No more Chinese tourists to Taiwan as Beijing builds tension

Taiwan's president Tsai Ing-wen
Taiwan's president Tsai Ing-wen Reuters

China has stepped up pressure on Taiwan by announcing the suspension of individual travel permits to the island "due to current cross-strait relations".


Relations between Communist-ruled Beijing and Taipei have plummeted since Taiwanese President Tsai Ing-wen came to power in 2016 because her party refuses to recognise that Taiwan is part of "one China".

Beijing has cut official communications, ramped up military exercises, poached diplomatic allies and ratcheted up economic pressure on the island.

The latest move comes as Taiwan prepares to hold a presidential election in January, with Beijing-friendly candidate Han Kuo-yu of the opposition Kuomintang (KMT) party hoping to defeat Tsai.

A program had allowed Chinese citizens in 47 mainland cities to apply for permits to visit Taiwan on their own, instead of travelling on group tours.

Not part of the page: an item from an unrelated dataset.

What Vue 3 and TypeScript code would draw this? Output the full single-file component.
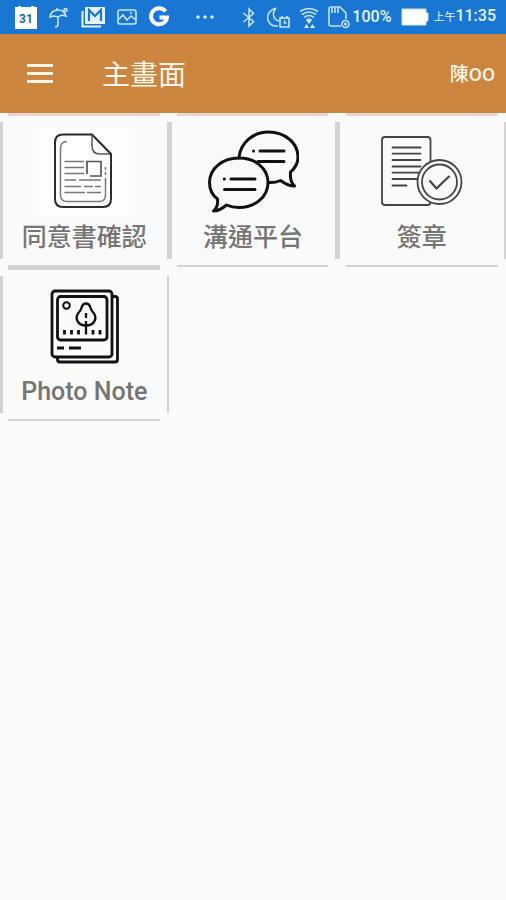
<script setup lang="ts">
type IconName = 'document' | 'chat' | 'stamp' | 'photo'

interface MenuItem {
  icon: IconName
  label: string
}

const title = '主畫面'
const user = '陳OO'
const items: MenuItem[] = [
  { icon: 'document', label: '同意書確認' },
  { icon: 'chat', label: '溝通平台' },
  { icon: 'stamp', label: '簽章' },
  { icon: 'photo', label: 'Photo Note' },
]
</script>

<template>
  <div class="screen">
    <div class="status">
      <div class="group notices">
        <svg width="22" height="24" viewBox="0 0 22 24">
          <path d="M0 2h3V1h3v1h10V1h3v1h3v22H0z" fill="#fff" />
          <text x="11" y="18" text-anchor="middle" class="day">31</text>
        </svg>
        <svg width="20" height="24" viewBox="0 0 20 24" class="line">
          <path d="M1 12C2 4 14 2 17 11l-4-1-4 2-4-1zM9 11v8q0 3-3 3M8 6V3" />
          <circle cx="16.500" cy="5" r="1.500" />
        </svg>
        <svg width="24" height="24" viewBox="0 0 24 24">
          <path d="M1.500 6v15.500H20" fill="none" stroke="#e3f4ff" stroke-width="2" />
          <rect x="4" y="2" width="20" height="17" rx="1" fill="#e3f4ff" />
          <path d="M8 16V5l6 6 6-6v11" fill="none" stroke="#1976d2" stroke-width="2.200" />
        </svg>
        <svg width="20" height="24" viewBox="0 0 20 24" class="line">
          <rect x="1" y="5" width="18" height="14" rx="2" />
          <path d="M2 14l4-4 4 5 4-4 5 4M13 8h2" />
        </svg>
        <svg width="20" height="24" viewBox="0 0 20 24">
          <path d="M16.500 6.500A8 8 0 1 0 18 12.500h-7.500" fill="none" stroke="#fff" stroke-width="4" />
        </svg>
        <svg width="20" height="24" viewBox="0 0 20 24" fill="#d3ecff" class="more">
          <circle cx="3" cy="12" r="1.800" />
          <circle cx="10" cy="12" r="1.800" />
          <circle cx="17" cy="12" r="1.800" />
        </svg>
      </div>
      <div class="group system">
        <svg width="14" height="24" viewBox="0 0 14 24" class="line">
          <path d="M1.500 8l10 8.500L7 21V4l4.500 4.500L1.500 17" />
        </svg>
        <svg width="24" height="24" viewBox="0 0 24 24" class="line">
          <path d="M10 3C-2 6-1 22 12 21M10 3C5 9 8 15 13 16M14 13h9v9h-9zM16 11v3M21 11v3M18.500 15.500v2.500h2" />
        </svg>
        <svg width="18" height="24" viewBox="1 0 18 24" class="line">
          <path d="M1 6.500q9-6 18 0M3 9.500q7-5 14 0M5 12.500q5-4 10 0M7.500 15q2.500-2 5 0" />
          <path d="M7 15h6l-3 4zM5 23l2.500-4 2.500 4zM11 23l2.500-4 2.500 4z" fill="#d3ecff" stroke="none" />
        </svg>
        <svg width="22" height="24" viewBox="0 0 22 24" class="line">
          <path d="M13 21H3q-2 0-2-2V4q0-2 2-2h9l6 6v6M4 3v5M7 3v5M10 3v5" />
          <circle cx="17.500" cy="19" r="3.500" />
          <path d="M16 19h3M17.500 17.500v3" />
        </svg>
        <span class="percent">100%</span>
        <svg width="28" height="24" viewBox="0 0 28 24">
          <path d="M1 4h24v4h2v8h-2v4H1z" fill="#fff" stroke="#c5e5fb" />
        </svg>
        <span class="time"><small>上午</small>11:35</span>
      </div>
    </div>

    <header class="bar">
      <button class="menu" type="button" aria-label="選單">
        <svg width="28" height="22" viewBox="0 0 28 22">
          <path d="M1 2.500h26M1 10.500h26M1 18.500h26" stroke="#fff6e9" stroke-width="3" />
        </svg>
      </button>
      <h1>{{ title }}</h1>
      <span class="user">{{ user }}</span>
    </header>

    <main class="grid">
      <button v-for="item in items" :key="item.label" type="button" class="tile">
        <svg v-if="item.icon === 'document'" class="icon" viewBox="0 0 92 92">
          <rect y="2" width="92" height="90" fill="#fdfdfd" />
          <path d="M54 9.500H25q-8 0-8 8V74q0 8 8 8h40q8 0 8-8V29z" fill="#fff" stroke="#2b2b2b" stroke-width="2" />
          <path d="M54 10v11q0 8 8 8h10" stroke="#555" stroke-width="1.500" />
          <path d="M29 16.500q-6.500 0-6.500 7V70q0 6.500 6.500 6.500h32q6.500 0 6.500-6.500V53M67.500 50v-3M67.500 45v-3" stroke="#777" stroke-width="1.500" />
          <path d="M26.500 36.500H46M26.500 42.500H46M26.500 48.500H46M26.500 55H38M41 55h22M26.500 61.500H43M46 61.500h9M57 61.500h6M26.500 67.500H47M49 67.500h14" stroke="#777" stroke-width="1.700" />
          <path d="M49 49V36.500h14V51H52" stroke="#555" stroke-width="1.700" />
        </svg>

        <svg v-else-if="item.icon === 'chat'" class="icon bold" viewBox="0 0 92 92">
          <path d="M32 33C33 18 46 7 61.500 7C78 7 91 18 91 32C91 38 88 43 83.500 47C83 53 84 58 87.500 61C81 61 77 58 73.500 55.500Q68 58 61.500 57.500" />
          <path d="M32 33C48 33 61 43 61 57.500C61 72 48 82.500 32 82.500Q25 82.500 19.500 80C16 83 12 86 6.500 86C10 83 11 78 10.500 74C5 70 2.500 64 2.500 57.500C2.500 43 16 33 32 33z" />
          <path d="M46.500 26h.1M53 26h24M51 36.500h26M17.300 54h.1M24 54h24M17.500 64.500H48" />
        </svg>

        <svg v-else-if="item.icon === 'stamp'" class="icon" viewBox="0 0 92 92" stroke="#444" stroke-width="1.800">
          <rect x="6" y="12" width="48.500" height="68" rx="3" />
          <path d="M16.500 22.500h28M16.500 28.700h28M16.500 35h28M16.500 41.500h28M16.500 47.700h28M16.500 54h28M16.500 60.500h14" stroke-linecap="round" />
          <circle cx="63.500" cy="57" r="22" fill="#fafafa" />
          <circle cx="63.500" cy="57" r="17.500" />
          <path d="M53.500 55.500l7 8L73.500 51" stroke-width="2.200" />
        </svg>

        <svg v-else class="icon bold photo" viewBox="0 0 92 92">
          <rect x="14" y="12" width="60" height="66" rx="3" />
          <rect x="19.500" y="17.500" width="49.500" height="43.500" rx="3" />
          <path d="M75 17.500h2q2.500 0 2.500 2.500v60.500q0 2.500-2.500 2.500H22q-2.500 0-2.500-2.500V79" />
          <circle cx="28.500" cy="26.500" r="3.300" stroke-width="2" />
          <path d="M48 24.500C53 24.500 52 30 54 32C61 39 56 46.500 48 46.500C40 46.500 35 39 42 32C44 30 43 24.500 48 24.500zM48 34v5M48 42v13.500" stroke-width="2.300" />
          <path d="M26.500 51v4.500M33.500 51v4.500M40.500 51v4.500M55 51v4.500M62 51v4.500" />
          <path d="M19 69h7M31 69h12" />
        </svg>
        <span class="label">{{ item.label }}</span>
      </button>
    </main>
  </div>
</template>

<style>
body {
  margin: 0;
  background: #fafafa;
}
</style>

<style scoped>
.screen {
  min-height: 100vh;
  background: #fafafa;
  font-family: Roboto, "Noto Sans CJK TC", sans-serif;
}

button {
  margin: 0;
  padding: 0;
  border: 0;
  background: none;
  font: inherit;
}

svg {
  display: block;
  flex: none;
}

.status {
  display: flex;
  justify-content: space-between;
  align-items: center;
  height: 34px;
  padding: 0 10px 0 15px;
  background: #1976d2;
  color: #e3f4ff;
}

.group {
  display: flex;
  align-items: center;
}

.notices {
  gap: 12px;
}

.more {
  margin-left: 14px;
}

.system {
  gap: 10px;
}

.line {
  fill: none;
  stroke: #c5e5fb;
  stroke-width: 1.6;
}

.day {
  fill: #27639f;
  font-size: 12px;
  font-weight: 700;
}

.percent,
.time {
  font-size: 16px;
  font-weight: 500;
  line-height: 24px;
  white-space: nowrap;
}

.percent {
  margin-left: -8px;
}

.time {
  margin-left: -6px;
}

.time small {
  font-size: 11px;
  font-weight: 400;
}

.bar {
  display: flex;
  align-items: center;
  height: 79px;
  padding: 0 11px 0 26px;
  background: #cc853f;
  color: #fff6e9;
}

h1 {
  flex: 1;
  margin: 0 0 0 48px;
  padding-top: 4px;
  font-size: 28px;
  font-weight: 400;
  line-height: 40px;
}

.user {
  padding-top: 2px;
  font-size: 19px;
  font-weight: 500;
  line-height: 28px;
}

.grid {
  display: grid;
  grid-template-columns: repeat(3, 1fr);
  grid-auto-rows: 154px;
}

/* Each tile is framed by four separate bars that leave its corners open. */
.tile {
  --bar: linear-gradient(#d3d3d3, #d3d3d3);
  --top: var(--bar);
  display: flex;
  flex-direction: column;
  align-items: center;
  padding: 12px 0 8px;
  background:
    var(--top) center top / calc(100% - 17px) 3px no-repeat,
    var(--bar) center bottom / calc(100% - 17px) 2px no-repeat,
    var(--bar) left center / 3px calc(100% - 17px) no-repeat,
    var(--bar) right center / 2px calc(100% - 17px) no-repeat;
  color: #757575;
}

.tile:nth-child(-n + 3) {
  --top: linear-gradient(#e4d9d2, #e4d9d2);
}

.icon {
  width: 92px;
  height: 92px;
  fill: none;
}

.bold {
  stroke: #111;
  stroke-width: 3;
  stroke-linecap: round;
  stroke-linejoin: round;
}

.photo {
  stroke-width: 2.8;
  stroke-linecap: butt;
}

.label {
  font-size: 25px;
  font-weight: 500;
  line-height: 42px;
  white-space: nowrap;
}
</style>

But the Beijing tourism ministry said in a brief statement that the permits would be suspended from Thursday "due to current cross-strait relations" -- a move that could hurt the island's economy. The statement did not mention any restrictions on group tours.

Taiwan's Mainland Affairs Council, the island's top policy-making body on China, issued a statement to "sternly protest and condemn" the move.

Tsai's ruling Democratic Progressive Party (DPP) said that by blocking mainland tourists, "the Chinese Communists act like they are afraid that the Chinese people will experience the sweet fruits of freedom and democracy."

For his part, Tsai's rival Han, who is mayor of Kaohsiung, urged China to "not equate" Taiwan's people with the DPP.

Taiwan relations act

Both Beijing and the KMT on Taiwan see China as one entity, and want, eventually, reunification. The split came about in 1949, when the nationalist KMT was beaten by China’s Communist Party (CCP) and found refuge on Taiwan.

The US initially kept on recognizing the KMT, now headquartered in Taiwan’s capital Taipei, as China’s sole legitimate government. Washington helped deter any mainland invasion by patrolling the Taiwan Straits, separating Taiwan from the mainland, with its 7th fleet.

But the US switched sides in 1979, recognizing the CCP government in Beijing as China’s only legitimate ruling entity, stating that "Taiwan is an inseparable part" of the mainland.

At the same time Washington went on protecting Taiwan by approving the Taiwan Relations Act, authorising the sale of defensive weapons to the island, and an implicit promise of US assistance if Beijing were to “resort to force or other forms of coercion that would jeopardize the security ... of Taiwan.”

In the following decades, Taiwan-China relations gradually improved, resulting in the “1992 Concensus,” a joint policy paper that recognised the “one China principle” and the wish for eventual reunification.

But ties started to become unstable after opposition parties were allowed to take part in Taiwan’s elections.

The nationalist KMT favors a more mainland-friendly policy, but their monopoly ended in 2000 when the pro-independence DPP took over. In 2008, the KMT regained power, to be ousted in 2016 by the DPP, after which relations with Beijing again deteriorated.

Resolutely defeat anyone

Meanwhile, the Chinese defence ministry issued its “China’s National Defense in the New Era” white paper last week, saying that “the fight against separatists is becoming more acute,” and reproaching the DPP for failing to recognize the one-China principle of the “1992 Consensus, while reiterating that Beijing makes “no promise to renounce the use of force” to "resolutely defeat anyone attempting to separate Taiwan from China".

An American warship sailed through the Taiwan Strait last week. The Chinese military, meanwhile, is holding military exercises southwest and north of Taiwan this week.